## Instruction
Output each entry below as it stands, leaving out every picture.

## Interface markup and scripts
+++

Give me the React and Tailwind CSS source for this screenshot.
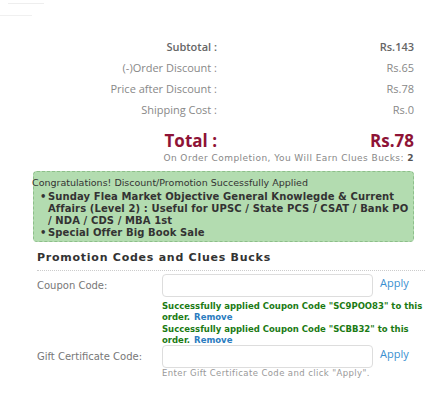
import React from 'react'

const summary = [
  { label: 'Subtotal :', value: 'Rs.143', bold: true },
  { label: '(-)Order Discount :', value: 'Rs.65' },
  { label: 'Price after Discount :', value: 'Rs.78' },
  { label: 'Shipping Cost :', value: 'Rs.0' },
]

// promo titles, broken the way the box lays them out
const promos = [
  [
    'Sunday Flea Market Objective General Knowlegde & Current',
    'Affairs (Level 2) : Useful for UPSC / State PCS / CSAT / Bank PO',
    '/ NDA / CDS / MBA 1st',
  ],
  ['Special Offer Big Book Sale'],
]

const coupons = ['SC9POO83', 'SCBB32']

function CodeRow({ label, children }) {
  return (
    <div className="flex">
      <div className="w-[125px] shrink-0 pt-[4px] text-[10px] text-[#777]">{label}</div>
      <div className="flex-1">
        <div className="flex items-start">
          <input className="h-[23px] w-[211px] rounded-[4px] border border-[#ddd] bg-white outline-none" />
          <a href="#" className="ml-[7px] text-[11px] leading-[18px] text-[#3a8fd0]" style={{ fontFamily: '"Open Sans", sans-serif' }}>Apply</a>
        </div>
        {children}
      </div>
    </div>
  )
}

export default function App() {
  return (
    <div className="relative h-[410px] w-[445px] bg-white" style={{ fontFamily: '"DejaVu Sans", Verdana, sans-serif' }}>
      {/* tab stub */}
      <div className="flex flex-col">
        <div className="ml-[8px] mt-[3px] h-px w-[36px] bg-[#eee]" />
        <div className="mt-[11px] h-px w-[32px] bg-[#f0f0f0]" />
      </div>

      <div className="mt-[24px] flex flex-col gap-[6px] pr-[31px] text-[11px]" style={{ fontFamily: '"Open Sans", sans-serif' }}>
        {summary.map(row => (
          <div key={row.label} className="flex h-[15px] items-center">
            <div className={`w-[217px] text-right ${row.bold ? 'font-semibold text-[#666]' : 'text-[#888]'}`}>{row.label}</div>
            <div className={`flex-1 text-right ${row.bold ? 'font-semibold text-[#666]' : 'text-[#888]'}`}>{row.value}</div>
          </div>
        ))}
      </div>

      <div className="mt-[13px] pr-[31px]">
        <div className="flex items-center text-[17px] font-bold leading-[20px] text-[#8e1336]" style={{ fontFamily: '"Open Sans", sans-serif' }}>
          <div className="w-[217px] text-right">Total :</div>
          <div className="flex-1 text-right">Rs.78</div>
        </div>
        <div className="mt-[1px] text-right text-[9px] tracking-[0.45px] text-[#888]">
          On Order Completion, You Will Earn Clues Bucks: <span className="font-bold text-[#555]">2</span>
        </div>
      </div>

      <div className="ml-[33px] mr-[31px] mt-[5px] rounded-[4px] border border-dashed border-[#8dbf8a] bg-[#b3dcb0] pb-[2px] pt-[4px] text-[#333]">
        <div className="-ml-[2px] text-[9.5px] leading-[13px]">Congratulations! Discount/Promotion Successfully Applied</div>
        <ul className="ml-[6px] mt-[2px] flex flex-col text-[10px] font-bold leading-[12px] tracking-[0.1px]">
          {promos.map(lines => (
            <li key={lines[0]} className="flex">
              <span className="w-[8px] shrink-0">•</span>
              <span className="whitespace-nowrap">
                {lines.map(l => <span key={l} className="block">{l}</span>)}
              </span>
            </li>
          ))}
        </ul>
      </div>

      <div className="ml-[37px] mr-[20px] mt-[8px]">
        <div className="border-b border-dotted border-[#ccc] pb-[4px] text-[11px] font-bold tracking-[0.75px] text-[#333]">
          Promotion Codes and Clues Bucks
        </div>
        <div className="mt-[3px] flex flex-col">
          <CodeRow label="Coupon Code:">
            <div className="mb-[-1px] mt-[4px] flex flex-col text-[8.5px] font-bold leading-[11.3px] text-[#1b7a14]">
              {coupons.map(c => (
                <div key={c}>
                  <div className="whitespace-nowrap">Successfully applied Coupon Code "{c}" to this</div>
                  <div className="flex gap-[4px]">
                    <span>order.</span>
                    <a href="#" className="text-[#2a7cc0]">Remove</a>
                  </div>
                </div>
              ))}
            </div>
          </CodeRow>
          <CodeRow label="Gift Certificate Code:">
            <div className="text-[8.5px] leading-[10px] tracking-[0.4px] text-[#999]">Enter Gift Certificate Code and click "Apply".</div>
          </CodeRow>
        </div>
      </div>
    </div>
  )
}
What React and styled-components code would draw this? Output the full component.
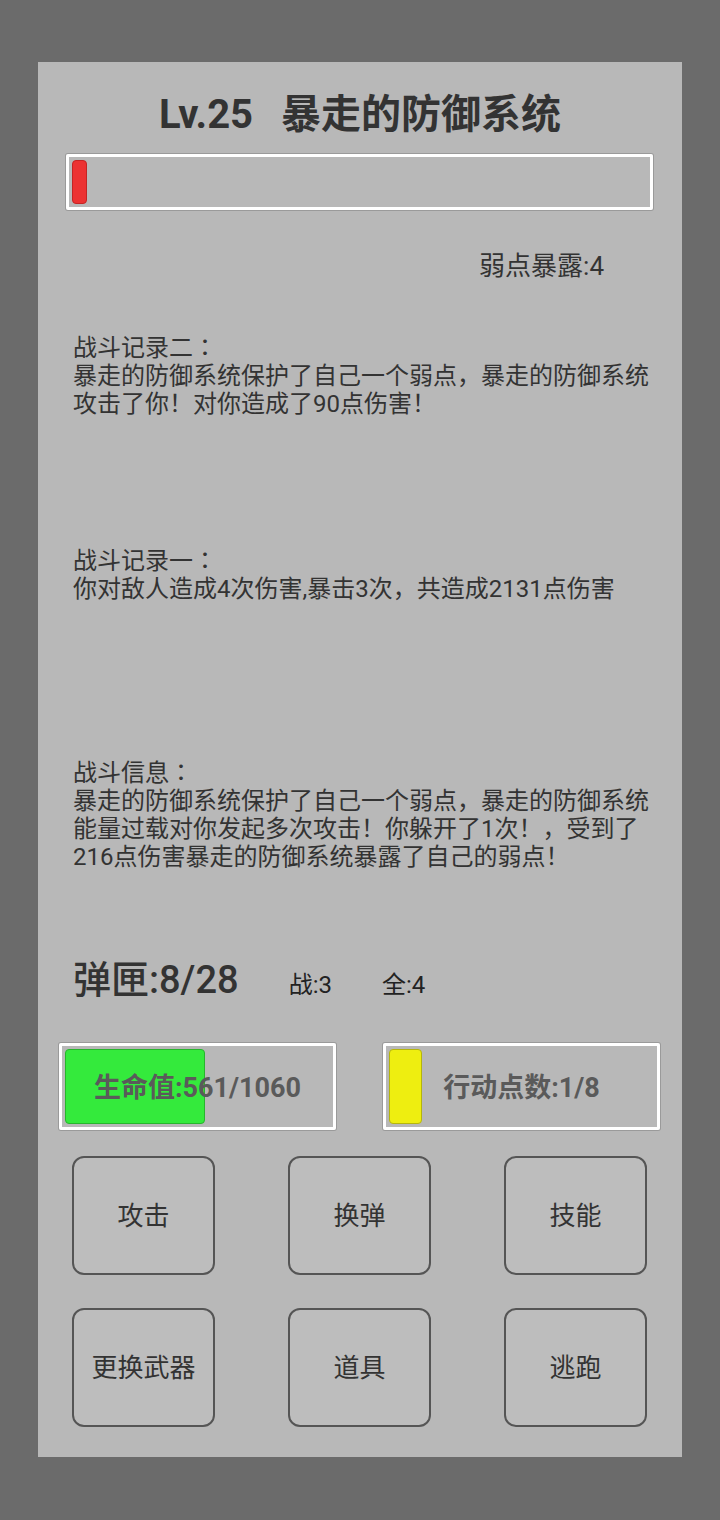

+++

## Result of this exercise
Give me the React and Tailwind CSS source for this screenshot.
import React from 'react'

const summary = [
  { label: 'Subtotal :', value: 'Rs.143', bold: true },
  { label: '(-)Order Discount :', value: 'Rs.65' },
  { label: 'Price after Discount :', value: 'Rs.78' },
  { label: 'Shipping Cost :', value: 'Rs.0' },
]

// promo titles, broken the way the box lays them out
const promos = [
  [
    'Sunday Flea Market Objective General Knowlegde & Current',
    'Affairs (Level 2) : Useful for UPSC / State PCS / CSAT / Bank PO',
    '/ NDA / CDS / MBA 1st',
  ],
  ['Special Offer Big Book Sale'],
]

const coupons = ['SC9POO83', 'SCBB32']

function CodeRow({ label, children }) {
  return (
    <div className="flex">
      <div className="w-[125px] shrink-0 pt-[4px] text-[10px] text-[#777]">{label}</div>
      <div className="flex-1">
        <div className="flex items-start">
          <input className="h-[23px] w-[211px] rounded-[4px] border border-[#ddd] bg-white outline-none" />
          <a href="#" className="ml-[7px] text-[11px] leading-[18px] text-[#3a8fd0]" style={{ fontFamily: '"Open Sans", sans-serif' }}>Apply</a>
        </div>
        {children}
      </div>
    </div>
  )
}

export default function App() {
  return (
    <div className="relative h-[410px] w-[445px] bg-white" style={{ fontFamily: '"DejaVu Sans", Verdana, sans-serif' }}>
      {/* tab stub */}
      <div className="flex flex-col">
        <div className="ml-[8px] mt-[3px] h-px w-[36px] bg-[#eee]" />
        <div className="mt-[11px] h-px w-[32px] bg-[#f0f0f0]" />
      </div>

      <div className="mt-[24px] flex flex-col gap-[6px] pr-[31px] text-[11px]" style={{ fontFamily: '"Open Sans", sans-serif' }}>
        {summary.map(row => (
          <div key={row.label} className="flex h-[15px] items-center">
            <div className={`w-[217px] text-right ${row.bold ? 'font-semibold text-[#666]' : 'text-[#888]'}`}>{row.label}</div>
            <div className={`flex-1 text-right ${row.bold ? 'font-semibold text-[#666]' : 'text-[#888]'}`}>{row.value}</div>
          </div>
        ))}
      </div>

      <div className="mt-[13px] pr-[31px]">
        <div className="flex items-center text-[17px] font-bold leading-[20px] text-[#8e1336]" style={{ fontFamily: '"Open Sans", sans-serif' }}>
          <div className="w-[217px] text-right">Total :</div>
          <div className="flex-1 text-right">Rs.78</div>
        </div>
        <div className="mt-[1px] text-right text-[9px] tracking-[0.45px] text-[#888]">
          On Order Completion, You Will Earn Clues Bucks: <span className="font-bold text-[#555]">2</span>
        </div>
      </div>

      <div className="ml-[33px] mr-[31px] mt-[5px] rounded-[4px] border border-dashed border-[#8dbf8a] bg-[#b3dcb0] pb-[2px] pt-[4px] text-[#333]">
        <div className="-ml-[2px] text-[9.5px] leading-[13px]">Congratulations! Discount/Promotion Successfully Applied</div>
        <ul className="ml-[6px] mt-[2px] flex flex-col text-[10px] font-bold leading-[12px] tracking-[0.1px]">
          {promos.map(lines => (
            <li key={lines[0]} className="flex">
              <span className="w-[8px] shrink-0">•</span>
              <span className="whitespace-nowrap">
                {lines.map(l => <span key={l} className="block">{l}</span>)}
              </span>
            </li>
          ))}
        </ul>
      </div>

      <div className="ml-[37px] mr-[20px] mt-[8px]">
        <div className="border-b border-dotted border-[#ccc] pb-[4px] text-[11px] font-bold tracking-[0.75px] text-[#333]">
          Promotion Codes and Clues Bucks
        </div>
        <div className="mt-[3px] flex flex-col">
          <CodeRow label="Coupon Code:">
            <div className="mb-[-1px] mt-[4px] flex flex-col text-[8.5px] font-bold leading-[11.3px] text-[#1b7a14]">
              {coupons.map(c => (
                <div key={c}>
                  <div className="whitespace-nowrap">Successfully applied Coupon Code "{c}" to this</div>
                  <div className="flex gap-[4px]">
                    <span>order.</span>
                    <a href="#" className="text-[#2a7cc0]">Remove</a>
                  </div>
                </div>
              ))}
            </div>
          </CodeRow>
          <CodeRow label="Gift Certificate Code:">
            <div className="text-[8.5px] leading-[10px] tracking-[0.4px] text-[#999]">Enter Gift Certificate Code and click "Apply".</div>
          </CodeRow>
        </div>
      </div>
    </div>
  )
}
What React and styled-components code would draw this? Output the full component.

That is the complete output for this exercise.